V.V.: Pourquoi cet attachement à notre modèle?
J.-M.L.: Il y a du bon puisqu'à l'évidence, la place du paysan a été mieux préservée, comparé à ce qui s'est passé dans le reste du monde.
Nous avons le devoir de convaincre les PVD qu'un certain niveau de protection, dans nos activités, peut être justifié. Eux comme nous avons besoin de se protéger pour exister. Ils doivent savoir qu'ils aborderont d'autant mieux nos marchés s'ils intègrent les démarches qualitatives couramment englobées dans la formule "agriculture durable ". D'où notre combat pour qu'à l'OMC l'on parle aussi de "compétitivité équitable " c'est-à-dire que l'on tienne compte dans le commerce des contraintes de production des uns et des autres, puisque les cahiers des charges ne sont pas partout les mêmes.
V.V.: Et la notion de l'" avantage comparatif "?
J.-M.L.: L'attitude qui consiste à se dire "Je sais que je peux produire moins cher que les autres, donc, j'inonde le marché et tant pis pour les autres " ne me semble pas viable à long terme. Non au moins disant mondial.
V.V.: Quelle est votre position sur les OGM, dont la culture se développe principalement dans les pays en voie de développement ?
J.-M.L.: Tous les risques ne sont pas encore bien cernés. Je suis pour plus de recherche sur les OGM. Détruire la recherche, c'est cultiver notre dépendance, ai-je
coutume de dire.
V.V.: Et pour vous, qu'est-ce que " l'agriculture durable "?
J.M.-L.: On ne peut délocaliser les sols. C'est là que réside la durabilité, pour nous agriculteurs. Mais je veux bien de cette formule, si elle signifie assumer son métier, en vivre, et donner envie aux nouvelles générations de s'installer.

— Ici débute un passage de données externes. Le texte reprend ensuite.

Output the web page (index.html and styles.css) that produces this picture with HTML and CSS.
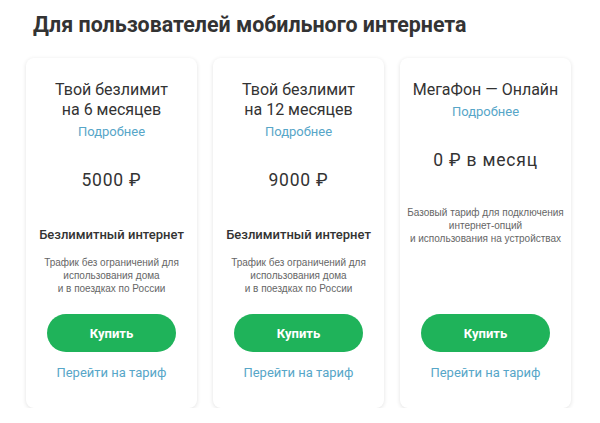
FILE: index.html
```html
<!DOCTYPE html>
<html lang="ru">
<head>
    <meta charset="UTF-8">
    <meta name="viewport" content="width=device-width, initial-scale=1.0">
    <title>Для пользователей мобильного интернета</title>
    <link rel="stylesheet" href="styles.css">
</head>
<body>
    <div class="page">
        <h1 class="section-title">Для пользователей мобильного интернета</h1>
        <div class="tariffs">
            <div class="card">
                <div class="card-name">Твой безлимит<br>на 6 месяцев</div>
                <a class="more" href="#">Подробнее</a>
                <div class="price">5000 ₽</div>
                <div class="feature">Безлимитный интернет</div>
                <div class="desc">Трафик без ограничений для<br>использования дома<br>и в поездках по России</div>
                <div class="actions">
                    <button class="buy">Купить</button>
                    <a class="go" href="#">Перейти на тариф</a>
                </div>
            </div>
            <div class="card">
                <div class="card-name">Твой безлимит<br>на 12 месяцев</div>
                <a class="more" href="#">Подробнее</a>
                <div class="price">9000 ₽</div>
                <div class="feature">Безлимитный интернет</div>
                <div class="desc">Трафик без ограничений для<br>использования дома<br>и в поездках по России</div>
                <div class="actions">
                    <button class="buy">Купить</button>
                    <a class="go" href="#">Перейти на тариф</a>
                </div>
            </div>
            <div class="card">
                <div class="card-name">МегаФон — Онлайн</div>
                <a class="more" href="#">Подробнее</a>
                <div class="price">0 ₽ в месяц</div>
                <div class="desc desc-plain">Базовый тариф для подключения<br>интернет-опций<br>и использования на устройствах</div>
                <div class="actions">
                    <button class="buy">Купить</button>
                    <a class="go" href="#">Перейти на тариф</a>
                </div>
            </div>
        </div>
    </div>
</body>
</html>
```

FILE: styles.css
```css
body {
    margin: 0;
    background-color: #fff;
    color: #333;
    font-family: Roboto, 'Noto Sans', sans-serif;
}

.page {
    padding: 11px 28px 0 26px;
}

.section-title {
    margin: 0 0 19px 7px;
    font-size: 21.4px;
    line-height: 28px;
    font-weight: 700;
    color: #333;
}

.tariffs {
    display: flex;
    gap: 16px;
}

.card {
    width: 171px;
    height: 350px;
    box-sizing: border-box;
    padding: 22px 4px 27px;
    display: flex;
    flex-direction: column;
    align-items: center;
    text-align: center;
    white-space: nowrap;
    background: #fff;
    border-radius: 8px;
    box-shadow: 0 1px 4px rgba(0, 0, 0, 0.12);
}

.card-name {
    font-size: 16px;
    line-height: 20px;
    color: #333;
}

a {
    color: #57a6c8;
    text-decoration: none;
}

.more {
    margin-top: 4px;
    font-size: 13px;
    line-height: 16px;
}

.price {
    margin-top: 29px;
    font-size: 17.5px;
    line-height: 22px;
    letter-spacing: 0.8px;
    color: #333;
}

.feature {
    margin-top: 35px;
    font-size: 13px;
    line-height: 18px;
    font-weight: 500;
    color: #333;
}

.desc {
    margin-top: 12px;
    font-family: 'Liberation Sans', Arial, sans-serif;
    font-size: 10px;
    line-height: 13px;
    color: #666;
}

.desc-plain {
    margin-top: 35px;
}

.actions {
    margin-top: auto;
    display: flex;
    flex-direction: column;
    align-items: center;
}

.buy {
    width: 129px;
    height: 38px;
    border: none;
    border-radius: 19px;
    background-color: #1fb35a;
    color: #fff;
    font-family: Roboto, 'Noto Sans', sans-serif;
    font-size: 13px;
    font-weight: 700;
    cursor: pointer;
}

.go {
    margin-top: 13px;
    font-size: 13px;
    line-height: 16px;
}
```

Au delà de la crise du revenu, nous devons sortir l'agriculture de la crise morale qu'elle connaît.
Entretien avec Michèle Bernard Royer
Superficies mondiales ensemencées en OGM par pays*1000 ha
1996 1997 1998 1999
Europe des 15 0 0 22 0
France2
Espagne20
Etats Unis 1.445 7165 20830 28643
Argentine 50 1.468 3529 5807
Canada 106 1677 2750 4010
Chine 1000 1000 1100 1300
Brésil 1178
Autres 200 3093 525
Constat communautaire
"Entre l'enthousiasme excessif de certains "croisés " des OGM et le radicalisme d'une minorité de leurs opposants, il y a un besoin urgent de trouver une place pour un compromis raisonnable, basé sur des arguments scientifiques solides et mesurés en faveur d'une évaluation et d'une gestion prudente du risque " constate Philippe Busquin, commissaire européen chargé de la recherche, en ouvrant le 9 octobre 2001 la Table ronde européenne sur la sécurité des OGM " un exercice pour rapprocher la science de la société, en impliquant les scientifiques et les parties intéressées dans une discussion sur les résultats de la recherche et dans une réflexion commune en vue de mieux coordonner les recherches à l'avenir en Europe."
*Expression de Philippe Lacombe, directeur scientifique de l'INRA lors du colloque de la SAF (société des agriculteurs de France),le 23 janvier dernier, à propos de la mission assignée aux agriculteurs européens dans le cadre de la politique agricole commune.
**Horst Köhler, directeur général du Fonds Monétaire International: "Les européens, en maintenant leur vieux système de protection agricole, ne sont pas sans reproche non plus." Le Monde, 23 janvier 2002.
***Groupe de Cairns: 14 pays dont l'Australie, la Nouvelle Zélande, le Canada, l'Argentine et le Brésil
Retour de Doha: compter avec les PVD
Pour la FNSEA "pour la première fois depuis la création du Gatt qui a précédé l'OMC, les pays en développement (PVD)ont pesé sur les négociations et obtenu gain de cause sur la prise en compte de leurs revendications." Au final, un résultat "moins pire " que celui attendu. Mais gare:"La direction est mécaniquement tracée :érosion de la préférence communautaire, réduction des soutiens, élimination à terme des subventions à l'exportation. La grande leçon de Doha, c'est l'isolement de l'Europe sur l'agriculture et l'hostilité des PVD à l'encontre de la PAC,due probablement à la propagande des pays du groupe de Cairns qui n'arrêtent pas de répéter qu'un agriculteur protégé et subventionné en Europe signifie la mort de 10 agriculteurs dans les pays en développement Que l'on ne s'y trompe pas, si rien n'est fait pour expliquer la PAC aux PVD et si le rapport de force sur l'agriculture n'est pas inversé, l'Europe et la PAC feront figure d'accusés dans les négociations et la situation deviendra très vite intenable ".
(d'après l'Information Agricole ,journal de la FNSEA).